What that means when it comes to these newsletters is that I am not having all the juicy conversations that naturally come up when you’re in a spiritual center. I am not interacting with and learning from all the visitors, clients and friends who walk through the front door.

These interactions were the catalysts for so many of the posts I have written in the past. Not being as engaged has shifted or changed a lot of that. AND.., I am spending more time alone. I have been hiking everyday. And that is the most consistent thing I can boast about or claim. It is cathartic and enjoyable… but it does not inspire the level of self-reflection that being inside the walls of Storm Wisdom does.

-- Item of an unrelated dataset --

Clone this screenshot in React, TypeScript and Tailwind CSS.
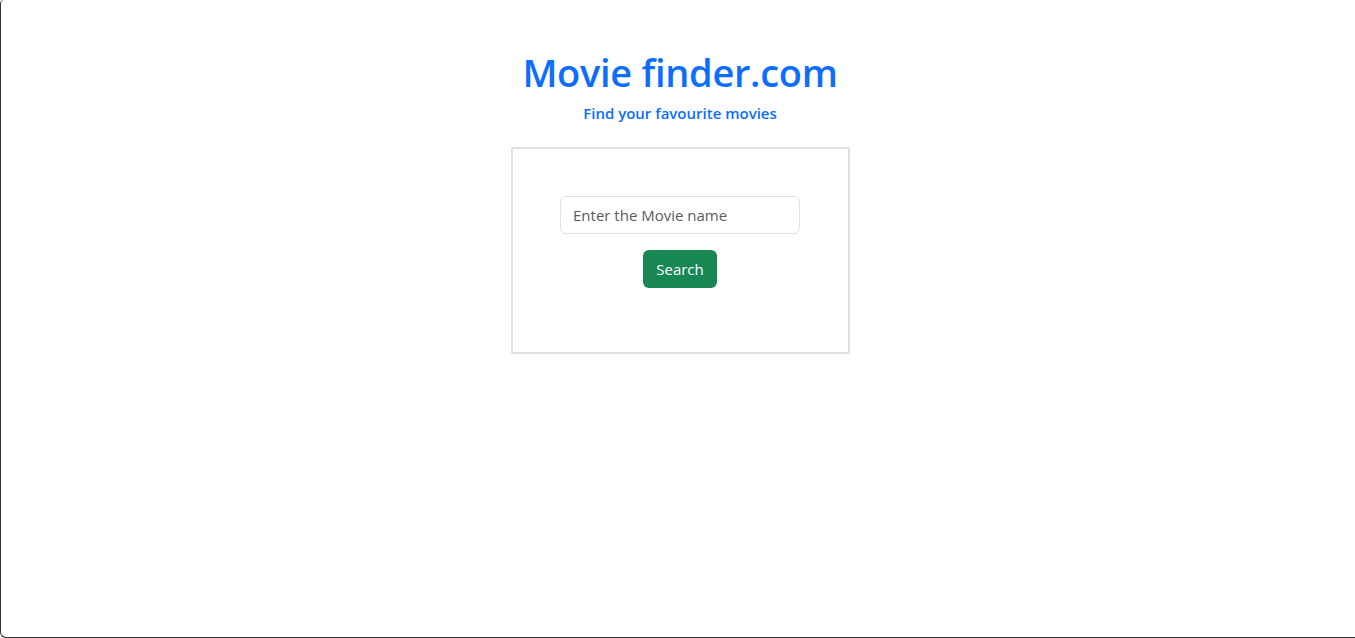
import { useState } from 'react'

export default function App() {
  const [query, setQuery] = useState('')

  return (
    <div className="h-[638px] w-full bg-white border-l border-b border-[#333] rounded-bl-md rounded-tl-sm overflow-hidden font-['Open_Sans',sans-serif]">
      <div className="flex flex-col items-center pt-[48px] pl-[4px]">
        <h1 className="text-[38px] leading-[48px] font-semibold text-[#0d6efd] tracking-[-0.3px]">Movie finder.com</h1>
        <h6 className="mt-[7px] text-[15px] leading-[20px] font-semibold text-[#0d6efd]">Find your favourite movies</h6>

        <div className="mt-[24px] w-[339px] h-[207px] border-2 border-[#dee2e6] flex flex-col items-center pt-[47px]">
          <input
            value={query}
            onChange={(e) => setQuery(e.target.value)}
            placeholder="Enter the Movie name"
            className="w-[240px] h-[38px] px-3 border border-[#dee2e6] rounded-md text-[15px] text-[#212529] placeholder:text-[#595c5f] outline-none"
          />
          <button className="mt-4 h-[38px] w-[74px] rounded-md bg-[#198754] text-white text-[15px]">
            Search
          </button>
        </div>
      </div>
    </div>
  )
}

Everything feels weird. But it also feels right.

I love what I have created. I love what we have created. I am no less passionate about its success. But energetically supporting it and physically being there are two different things.

I am in this space of simply wanting to be… to stay present… to focus on whatever comes up in the moment that feels good. This is “me” time.

How fortunate am I to have created a time in my life, when nothing is dictating my time or direction. It feels luxurious to go where the winds blow or focus on whatever catches my attention. I feel the rightness of this… and yet it doesn’t feel like this is how it is always going be. It is just this way for now.

Ebb and flow. Times of movement. Times of stillness.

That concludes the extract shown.